Copy each line that contains the string "components".
— Start of STORED DATA —
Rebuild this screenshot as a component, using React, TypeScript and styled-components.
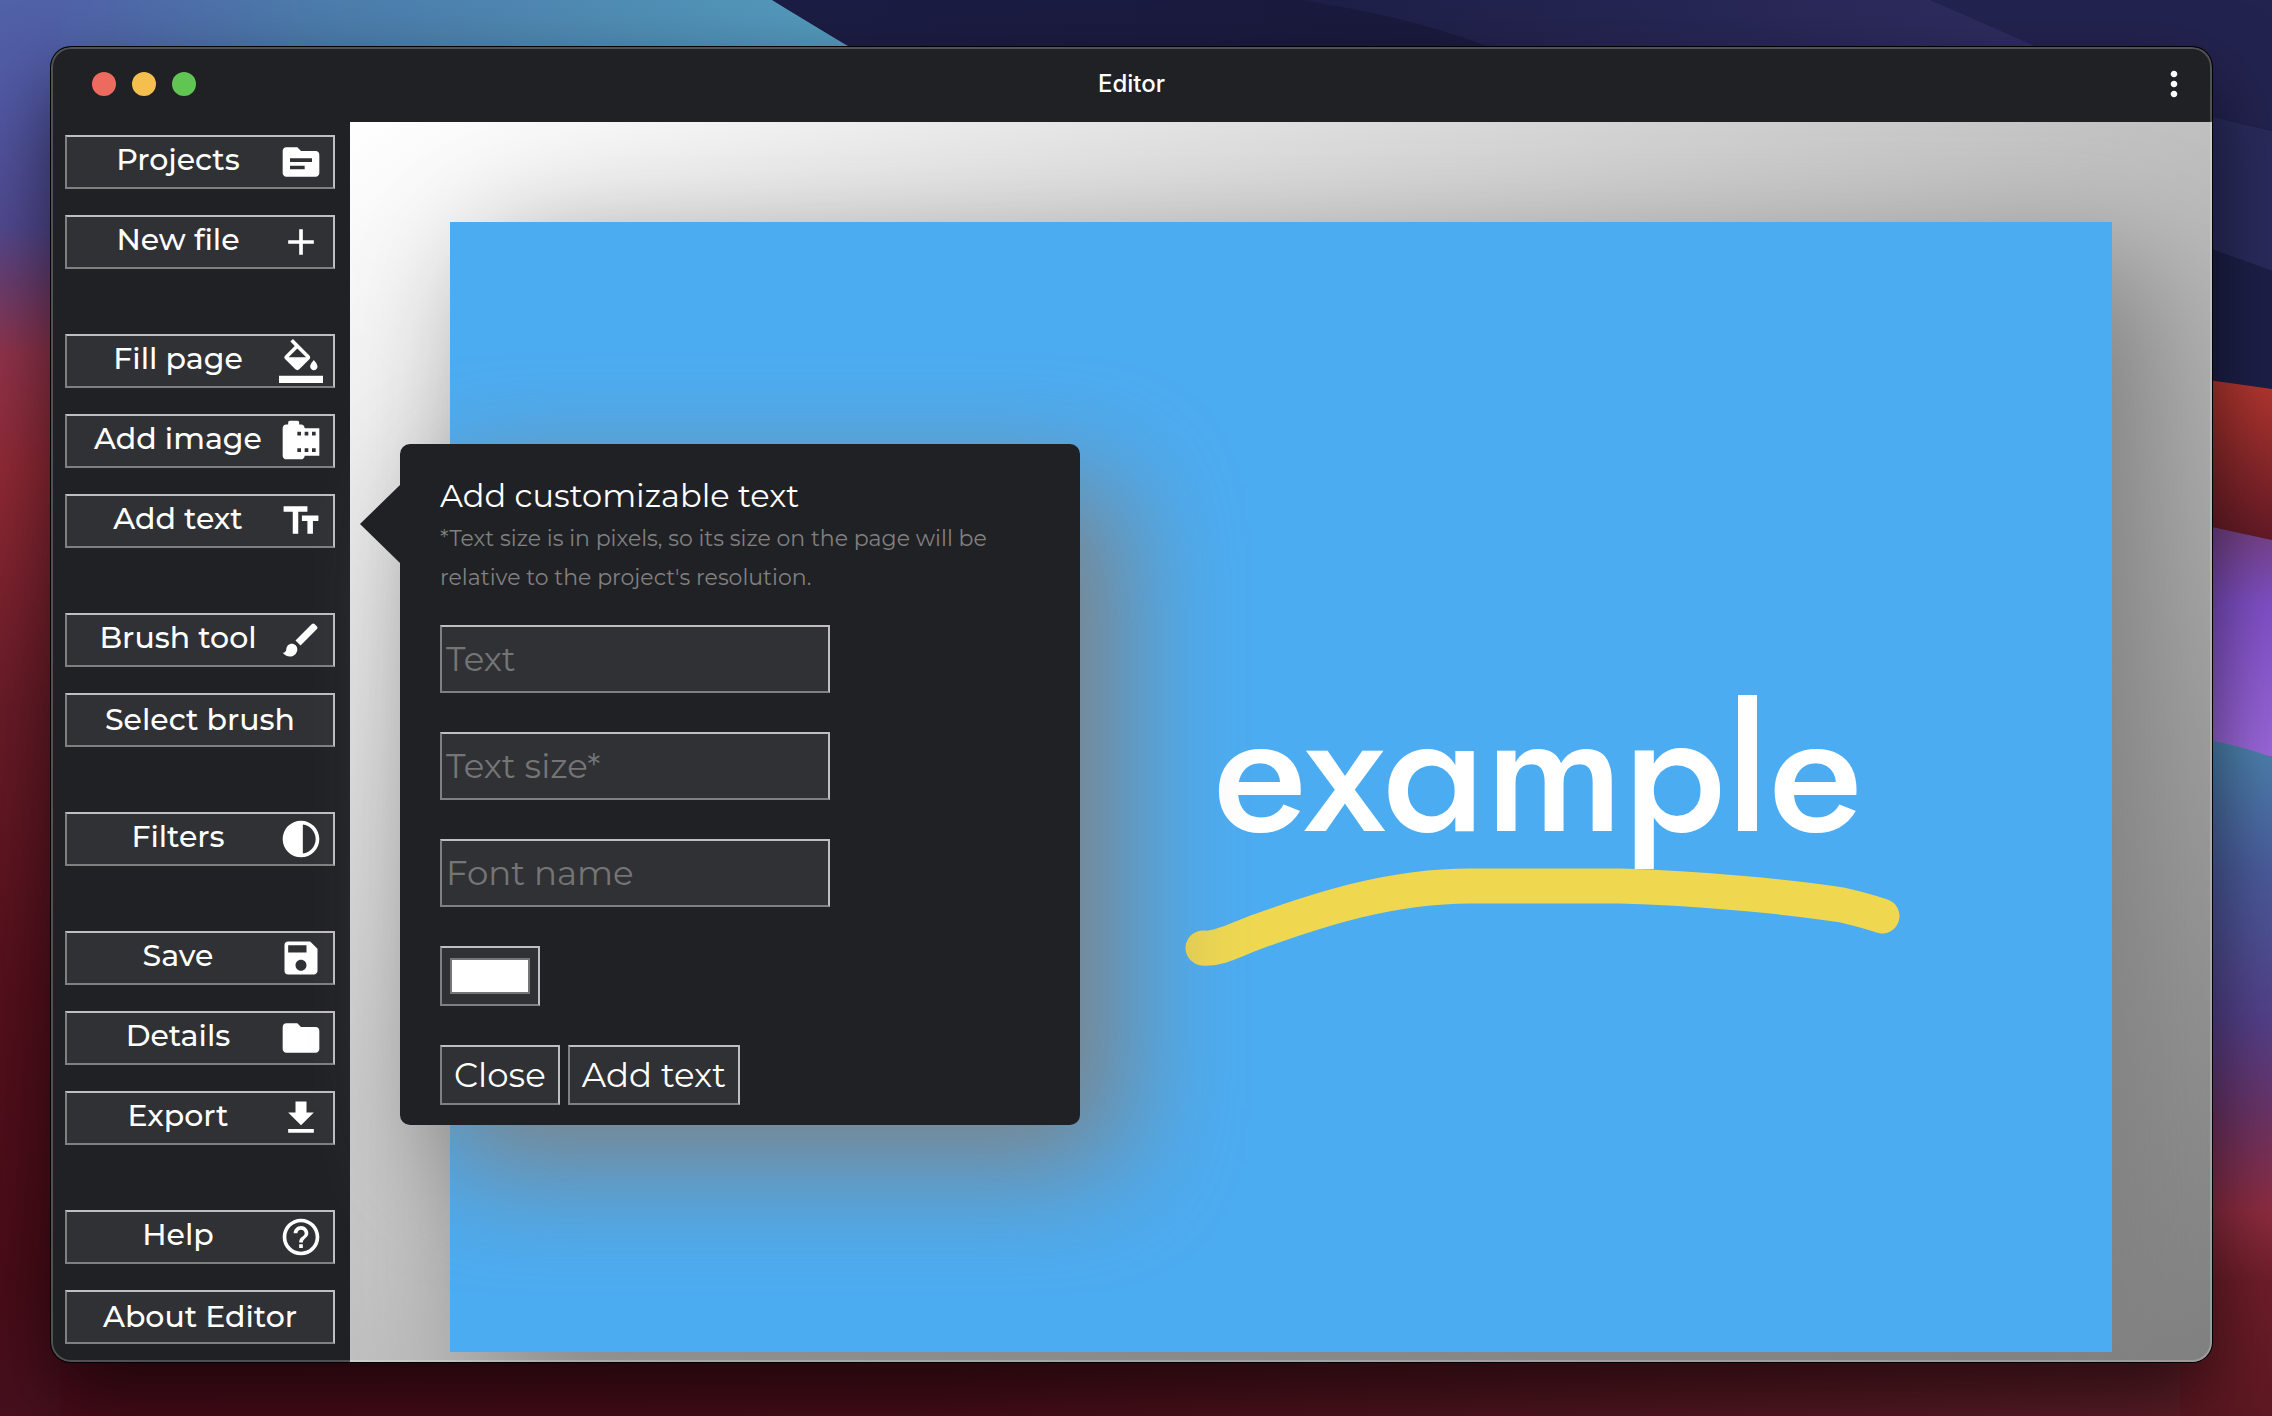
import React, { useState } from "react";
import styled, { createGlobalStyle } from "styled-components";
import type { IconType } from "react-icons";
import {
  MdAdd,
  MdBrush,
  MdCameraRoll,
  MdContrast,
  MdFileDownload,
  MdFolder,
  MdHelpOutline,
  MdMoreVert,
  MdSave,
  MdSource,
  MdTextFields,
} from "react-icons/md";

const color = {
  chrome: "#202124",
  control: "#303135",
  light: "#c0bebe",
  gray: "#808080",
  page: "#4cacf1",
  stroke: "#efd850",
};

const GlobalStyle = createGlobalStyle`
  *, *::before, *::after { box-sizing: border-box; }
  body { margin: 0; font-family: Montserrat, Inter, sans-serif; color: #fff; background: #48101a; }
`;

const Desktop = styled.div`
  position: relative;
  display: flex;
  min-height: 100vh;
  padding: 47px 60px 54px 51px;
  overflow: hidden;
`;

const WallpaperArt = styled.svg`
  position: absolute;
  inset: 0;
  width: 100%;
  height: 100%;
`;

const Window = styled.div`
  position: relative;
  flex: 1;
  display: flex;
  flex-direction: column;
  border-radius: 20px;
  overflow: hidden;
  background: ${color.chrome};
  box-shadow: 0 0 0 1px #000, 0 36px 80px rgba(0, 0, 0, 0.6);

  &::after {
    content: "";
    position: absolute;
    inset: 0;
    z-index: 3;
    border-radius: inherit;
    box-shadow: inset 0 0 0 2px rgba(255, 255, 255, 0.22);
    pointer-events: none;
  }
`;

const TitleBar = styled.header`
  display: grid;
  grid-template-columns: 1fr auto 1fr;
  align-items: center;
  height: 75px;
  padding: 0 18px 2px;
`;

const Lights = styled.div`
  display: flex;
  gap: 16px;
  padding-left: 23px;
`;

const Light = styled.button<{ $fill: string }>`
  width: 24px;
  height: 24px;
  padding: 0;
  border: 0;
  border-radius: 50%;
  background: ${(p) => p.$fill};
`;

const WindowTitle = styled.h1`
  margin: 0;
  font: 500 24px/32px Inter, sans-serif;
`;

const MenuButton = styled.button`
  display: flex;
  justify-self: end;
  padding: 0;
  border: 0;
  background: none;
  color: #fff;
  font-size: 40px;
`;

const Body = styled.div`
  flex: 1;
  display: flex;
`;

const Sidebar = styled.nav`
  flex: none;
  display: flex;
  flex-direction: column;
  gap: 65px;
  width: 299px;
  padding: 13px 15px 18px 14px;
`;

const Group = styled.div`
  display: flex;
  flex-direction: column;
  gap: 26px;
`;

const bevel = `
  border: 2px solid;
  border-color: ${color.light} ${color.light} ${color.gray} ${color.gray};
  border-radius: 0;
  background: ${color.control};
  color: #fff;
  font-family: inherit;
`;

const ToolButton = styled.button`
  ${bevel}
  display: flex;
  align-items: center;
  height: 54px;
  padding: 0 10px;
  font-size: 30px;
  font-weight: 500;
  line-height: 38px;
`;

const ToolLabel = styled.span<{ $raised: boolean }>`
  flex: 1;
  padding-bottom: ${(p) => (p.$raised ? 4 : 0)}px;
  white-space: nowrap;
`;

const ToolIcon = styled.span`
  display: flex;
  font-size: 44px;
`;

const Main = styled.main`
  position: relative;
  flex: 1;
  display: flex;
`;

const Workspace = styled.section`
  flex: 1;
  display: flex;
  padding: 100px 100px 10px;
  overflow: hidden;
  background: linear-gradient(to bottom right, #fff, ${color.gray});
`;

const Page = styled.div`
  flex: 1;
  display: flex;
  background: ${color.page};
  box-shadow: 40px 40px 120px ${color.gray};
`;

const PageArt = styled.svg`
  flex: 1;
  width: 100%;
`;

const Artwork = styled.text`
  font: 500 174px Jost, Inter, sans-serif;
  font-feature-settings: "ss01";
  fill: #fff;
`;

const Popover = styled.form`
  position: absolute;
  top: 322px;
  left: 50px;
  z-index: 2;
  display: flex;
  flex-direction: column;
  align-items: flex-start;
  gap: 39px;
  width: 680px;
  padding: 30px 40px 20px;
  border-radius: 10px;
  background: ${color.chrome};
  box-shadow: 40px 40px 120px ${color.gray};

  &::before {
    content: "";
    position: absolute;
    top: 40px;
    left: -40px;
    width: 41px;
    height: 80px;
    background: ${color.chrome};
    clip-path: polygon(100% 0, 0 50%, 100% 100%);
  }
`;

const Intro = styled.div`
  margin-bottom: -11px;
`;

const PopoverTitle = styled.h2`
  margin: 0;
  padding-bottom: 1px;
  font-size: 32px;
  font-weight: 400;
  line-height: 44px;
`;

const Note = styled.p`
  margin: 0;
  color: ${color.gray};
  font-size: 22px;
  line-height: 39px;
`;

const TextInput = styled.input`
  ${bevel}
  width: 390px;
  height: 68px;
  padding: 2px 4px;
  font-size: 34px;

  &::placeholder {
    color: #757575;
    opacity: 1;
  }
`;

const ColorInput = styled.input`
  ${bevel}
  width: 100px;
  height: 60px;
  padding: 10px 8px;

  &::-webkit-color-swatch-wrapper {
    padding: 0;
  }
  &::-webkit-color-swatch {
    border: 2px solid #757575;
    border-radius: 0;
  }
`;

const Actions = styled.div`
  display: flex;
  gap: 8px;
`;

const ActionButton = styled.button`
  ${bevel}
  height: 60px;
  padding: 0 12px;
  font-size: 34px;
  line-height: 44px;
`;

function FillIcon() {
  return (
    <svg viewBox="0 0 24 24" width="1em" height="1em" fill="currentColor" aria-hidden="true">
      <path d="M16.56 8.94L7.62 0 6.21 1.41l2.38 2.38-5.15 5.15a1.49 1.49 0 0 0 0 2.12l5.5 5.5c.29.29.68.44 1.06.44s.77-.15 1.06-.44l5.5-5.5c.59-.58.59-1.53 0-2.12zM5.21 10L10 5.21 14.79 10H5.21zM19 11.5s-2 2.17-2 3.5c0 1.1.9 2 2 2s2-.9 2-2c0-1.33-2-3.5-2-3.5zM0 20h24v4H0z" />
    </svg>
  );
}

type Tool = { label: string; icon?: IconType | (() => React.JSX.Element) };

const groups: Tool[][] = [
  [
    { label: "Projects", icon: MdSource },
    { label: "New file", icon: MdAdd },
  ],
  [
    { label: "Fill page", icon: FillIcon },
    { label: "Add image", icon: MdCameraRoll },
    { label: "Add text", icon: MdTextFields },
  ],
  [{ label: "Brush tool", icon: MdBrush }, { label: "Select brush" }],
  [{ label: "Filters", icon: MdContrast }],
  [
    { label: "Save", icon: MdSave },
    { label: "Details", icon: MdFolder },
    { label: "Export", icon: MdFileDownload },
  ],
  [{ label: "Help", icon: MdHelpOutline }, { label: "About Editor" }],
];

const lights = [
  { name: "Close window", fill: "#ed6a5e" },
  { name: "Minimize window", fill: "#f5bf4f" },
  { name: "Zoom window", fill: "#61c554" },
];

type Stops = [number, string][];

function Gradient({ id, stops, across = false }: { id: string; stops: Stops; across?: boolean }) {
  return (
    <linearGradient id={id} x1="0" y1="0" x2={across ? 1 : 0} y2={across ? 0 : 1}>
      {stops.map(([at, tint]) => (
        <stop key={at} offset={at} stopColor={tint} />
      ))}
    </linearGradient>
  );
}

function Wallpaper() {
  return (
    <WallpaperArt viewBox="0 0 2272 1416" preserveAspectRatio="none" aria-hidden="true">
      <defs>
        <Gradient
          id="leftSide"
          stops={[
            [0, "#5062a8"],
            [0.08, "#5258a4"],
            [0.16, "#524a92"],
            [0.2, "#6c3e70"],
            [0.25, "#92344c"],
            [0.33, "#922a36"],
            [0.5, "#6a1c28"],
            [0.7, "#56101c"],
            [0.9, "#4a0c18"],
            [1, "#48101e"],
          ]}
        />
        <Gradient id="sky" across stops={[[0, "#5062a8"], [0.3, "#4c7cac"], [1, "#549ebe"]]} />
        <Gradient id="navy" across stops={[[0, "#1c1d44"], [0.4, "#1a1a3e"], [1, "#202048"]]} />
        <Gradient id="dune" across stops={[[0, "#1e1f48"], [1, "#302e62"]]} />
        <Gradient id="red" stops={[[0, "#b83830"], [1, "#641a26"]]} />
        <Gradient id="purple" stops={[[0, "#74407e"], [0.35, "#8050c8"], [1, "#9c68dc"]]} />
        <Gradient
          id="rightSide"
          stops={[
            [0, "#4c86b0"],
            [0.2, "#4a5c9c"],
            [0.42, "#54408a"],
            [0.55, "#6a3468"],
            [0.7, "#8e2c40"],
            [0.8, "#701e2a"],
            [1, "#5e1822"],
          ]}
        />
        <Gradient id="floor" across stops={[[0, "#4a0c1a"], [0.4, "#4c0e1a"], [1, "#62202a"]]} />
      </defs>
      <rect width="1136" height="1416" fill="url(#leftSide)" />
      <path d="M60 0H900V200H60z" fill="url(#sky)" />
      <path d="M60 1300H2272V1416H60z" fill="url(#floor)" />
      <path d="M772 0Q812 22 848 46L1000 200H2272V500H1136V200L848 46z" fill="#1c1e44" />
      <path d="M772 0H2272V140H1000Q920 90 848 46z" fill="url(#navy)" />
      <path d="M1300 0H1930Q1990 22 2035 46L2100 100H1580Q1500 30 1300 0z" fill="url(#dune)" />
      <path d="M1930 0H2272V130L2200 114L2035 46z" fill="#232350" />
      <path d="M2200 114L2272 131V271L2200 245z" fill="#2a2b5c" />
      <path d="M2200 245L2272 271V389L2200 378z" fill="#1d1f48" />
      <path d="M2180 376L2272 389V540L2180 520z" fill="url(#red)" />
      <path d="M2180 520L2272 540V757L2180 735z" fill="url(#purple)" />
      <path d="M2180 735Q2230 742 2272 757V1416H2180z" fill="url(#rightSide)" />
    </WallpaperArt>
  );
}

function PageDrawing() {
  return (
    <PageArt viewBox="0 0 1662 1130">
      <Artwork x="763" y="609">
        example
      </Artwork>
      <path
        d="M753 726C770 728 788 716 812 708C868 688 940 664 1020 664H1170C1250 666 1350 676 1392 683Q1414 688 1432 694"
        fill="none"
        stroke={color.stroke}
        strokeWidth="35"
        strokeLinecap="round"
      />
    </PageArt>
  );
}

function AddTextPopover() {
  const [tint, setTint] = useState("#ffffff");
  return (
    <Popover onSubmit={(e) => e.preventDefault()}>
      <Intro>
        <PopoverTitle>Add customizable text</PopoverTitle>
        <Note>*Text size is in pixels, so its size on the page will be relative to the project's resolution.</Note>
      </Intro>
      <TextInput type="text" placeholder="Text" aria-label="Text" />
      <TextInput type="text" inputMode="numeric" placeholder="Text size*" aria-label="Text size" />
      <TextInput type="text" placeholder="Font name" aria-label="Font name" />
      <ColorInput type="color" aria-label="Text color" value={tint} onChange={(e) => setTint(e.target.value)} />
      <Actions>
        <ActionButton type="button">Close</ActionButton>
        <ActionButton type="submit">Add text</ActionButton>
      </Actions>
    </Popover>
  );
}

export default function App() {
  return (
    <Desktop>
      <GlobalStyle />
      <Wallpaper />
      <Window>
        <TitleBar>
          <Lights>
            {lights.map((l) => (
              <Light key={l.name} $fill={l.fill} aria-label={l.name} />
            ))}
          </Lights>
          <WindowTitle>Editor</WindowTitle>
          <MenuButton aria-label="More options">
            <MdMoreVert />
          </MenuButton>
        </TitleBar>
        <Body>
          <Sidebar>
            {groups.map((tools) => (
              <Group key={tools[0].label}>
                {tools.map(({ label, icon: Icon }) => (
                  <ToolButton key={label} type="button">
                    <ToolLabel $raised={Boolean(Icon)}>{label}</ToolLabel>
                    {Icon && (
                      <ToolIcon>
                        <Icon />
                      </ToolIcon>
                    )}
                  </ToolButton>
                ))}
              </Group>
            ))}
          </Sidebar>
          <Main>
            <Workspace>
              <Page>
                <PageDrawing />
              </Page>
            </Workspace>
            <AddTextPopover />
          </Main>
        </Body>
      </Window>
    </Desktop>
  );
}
— End of STORED DATA —
### EXERCISE ANSWER
Rebuild this screenshot as a component, using React, TypeScript and styled-components.
import styled, { createGlobalStyle } from "styled-components";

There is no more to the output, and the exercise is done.